Why did I mention the specific versions for these libraries? I just started developing this project using the latest libraries and these are the ones which I used. I am listing the version number merely to keep this tutorial somewhat future-proof so that even if future versions of these libraries break backward compatibility, you will know which libraries should work fine with this tutorial. You can find the versions of libraries installed on your system by running $ pip freeze
.
Step 2: Define the project requirements
It is a good idea to list down the features/requirements of our SMS bot. We want it to be able to respond to five different kinds of messages:
today
should return the details of all games happening todaytomorrow
should return the details of all games happening tomorrowcomplete
should return the complete group stage details- A country code (like
BRA
for Brazil) should return information related to that particular country list
should return all of the FIFA country codes
Suitable responses for these endpoints are:
- today
England vs Panama at 08:00 AM
Japan vs Senegal at 11:00 AM
Poland vs Colombia at 02:00 PM
- tomorrow
Saudi Arabia vs Egypt at 10:00 AM
Uruguay vs Russia at 10:00 AM
Spain vs Morocco at 02:00 PM
Iran vs Portugal at 02:00 PM
- complete
--- Group A ---
Russia Pts: 6
Uruguay Pts: 6
Egypt Pts: 0
Saudi Arabia Pts: 0
--- Group B ---
Spain Pts: 4
Portugal Pts: 4
Iran Pts: 3
Morocco Pts: 0
--- Group C ---
France Pts: 6
Denmark Pts: 4
Australia Pts: 1
Peru Pts: 0
--- Group D ---
Croatia Pts: 6
Nigeria Pts: 3
Iceland Pts: 1
Argentina Pts: 1
--- Group E ---
Brazil Pts: 4
Switzerland Pts: 4
Serbia Pts: 3
Costa Rica Pts: 0
--- Group F ---
Mexico Pts: 6
Sweden Pts: 3
Germany Pts: 3
Korea Republic Pts: 0
--- Group G ---
Belgium Pts: 6
England Pts: 3
Panama Pts: 0
Tunisia Pts: 0
--- Group H ---
Senegal Pts: 3
Japan Pts: 3
Poland Pts: 0
Colombia Pts: 0
- ARG (Argentina’s FIFA code)
--- Past Matches ---
Argentina 1 vs Iceland 1
Argentina 0 vs Croatia 3
--- Future Matches ---
Nigeria vs Argentina at 02:00 PM on 26 Jun
- list
KOR
PAN
MEX
ENG
COL
JPN
POL
SEN
RUS
EGY
POR
MAR
URU
KSA
IRN
ESP
DEN
AUS
FRA
PER
ARG
CRO
BRA
CRC
NGA
ISL
SRB
SUI
BEL
TUN
GER
SWE
Let me also clarify the date/time information. The API provides us with the UTC time. I am going to convert that to my timezone America/New_york
so that I don’t have to do mental time calculations. This will also provide us with an opportunity to learn how to convert timezones using dateutil
.
With these requirements in mind, let’s move on.

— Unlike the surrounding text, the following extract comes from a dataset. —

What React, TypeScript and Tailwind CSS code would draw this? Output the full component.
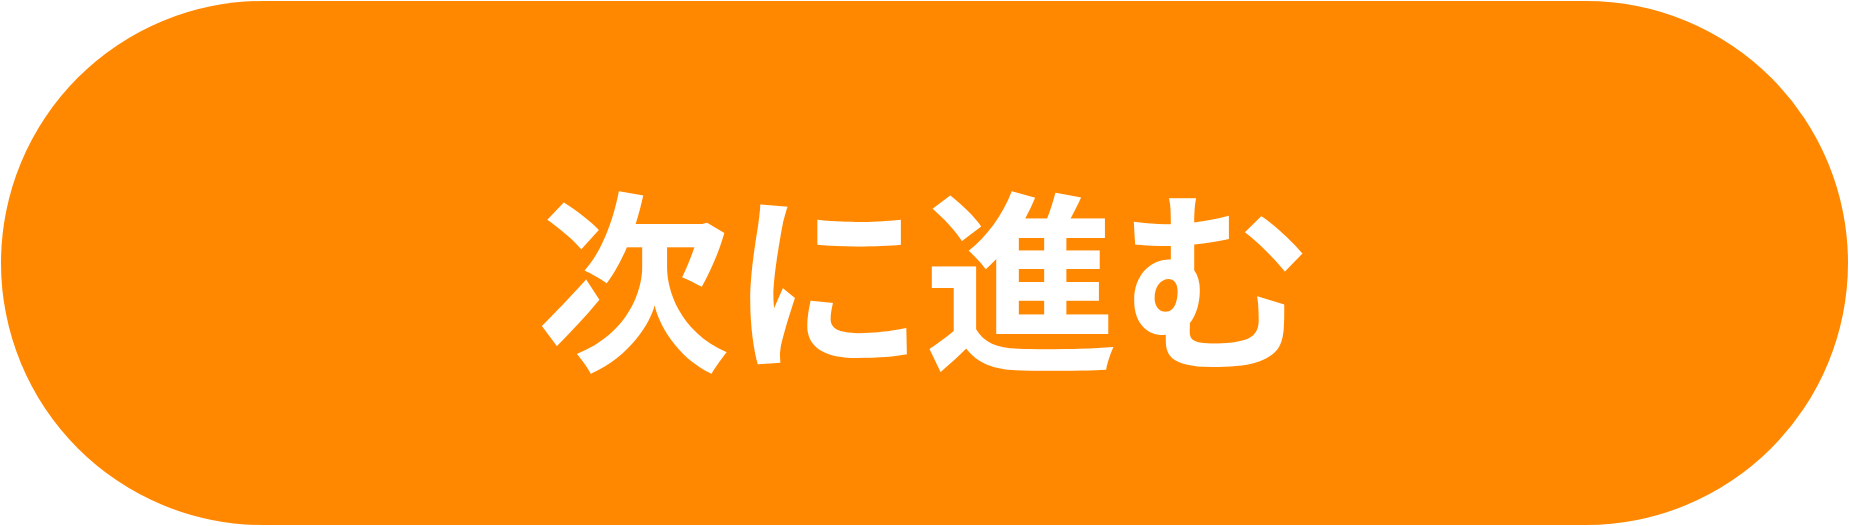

Step 3: Finding and exploring the FIFA API
Now we need to find the right API which we can use to receive up-to-date information. I searched around and the best one I found was this website. The specific endpoints we are interested in are:
urls = {'group': 'https://worldcup.sfg.io/teams/group_results',
'country': 'https://worldcup.sfg.io/matches/country?fifa_code=',
'today': 'https://worldcup.sfg.io/matches/today',
'tomorrow': 'https://worldcup.sfg.io/matches/tomorrow'
}
Instead of using the country codes endpoint available at worldcup.sfg.io, we will be maintaining a local country code list.
countries = ['KOR', 'PAN', 'MEX', 'ENG', 'COL', 'JPN', 'POL', 'SEN',
'RUS', 'EGY', 'POR', 'MAR', 'URU', 'KSA', 'IRN', 'ESP',
'DEN', 'AUS', 'FRA', 'PER', 'ARG', 'CRO', 'BRA', 'CRC',
'NGA', 'ISL', 'SRB', 'SUI', 'BEL', 'TUN', 'GER', 'SWE']

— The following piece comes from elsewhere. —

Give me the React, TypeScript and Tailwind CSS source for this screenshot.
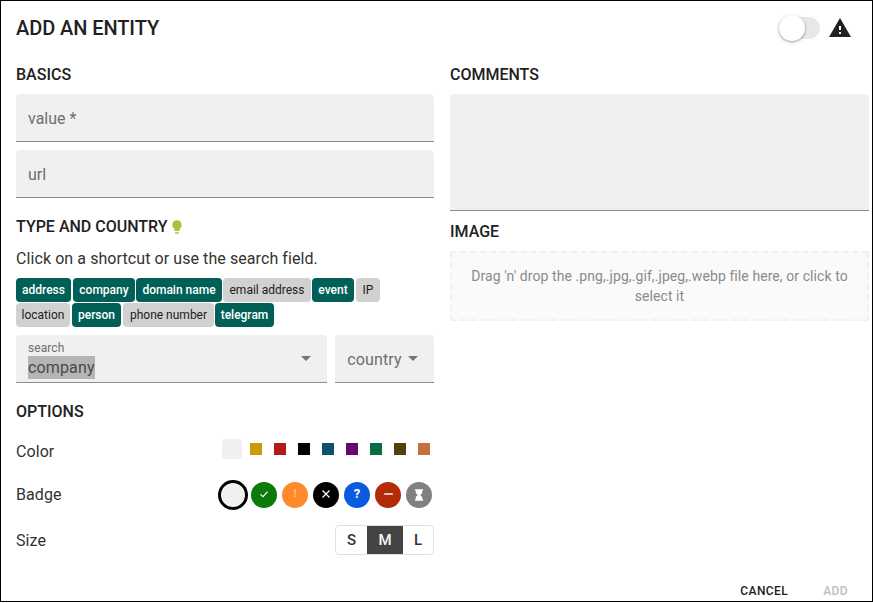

Normally, I run a Python interpreter to test out APIs before writing final code in a .py
file. This provides me with a much quicker way to check whether my API handling code is working as expected or not.
I tested out the APIs and this is what I found:
- We can get “today” (& “tomorrow”) information by running the following code:
html = requests.get(urls['today']).json()
for match in html:
print(match['home_team_country'] + ' vs ' + match['away_team_country'] + ' at ' + match['datetime'] )
- We can get “country” information by running:
html = requests.get(urls['country']+'ARG').json()
for match in html:
if match['status'] == 'completed':
print(match['home_team']['country'],
match['home_team']['goals'],
"vs", match['away_team']['country'],
match['away_team']['goals'])
if match['status'] == 'future':
print(match['home_team']['country'], "vs",
match['away_team']['country'],
"at", match['datetime'])
- We can get “complete” information by running:
html = requests.get(urls['group']).json()
for group in html:
print("--- Group " + group['group']['letter'] + " ---")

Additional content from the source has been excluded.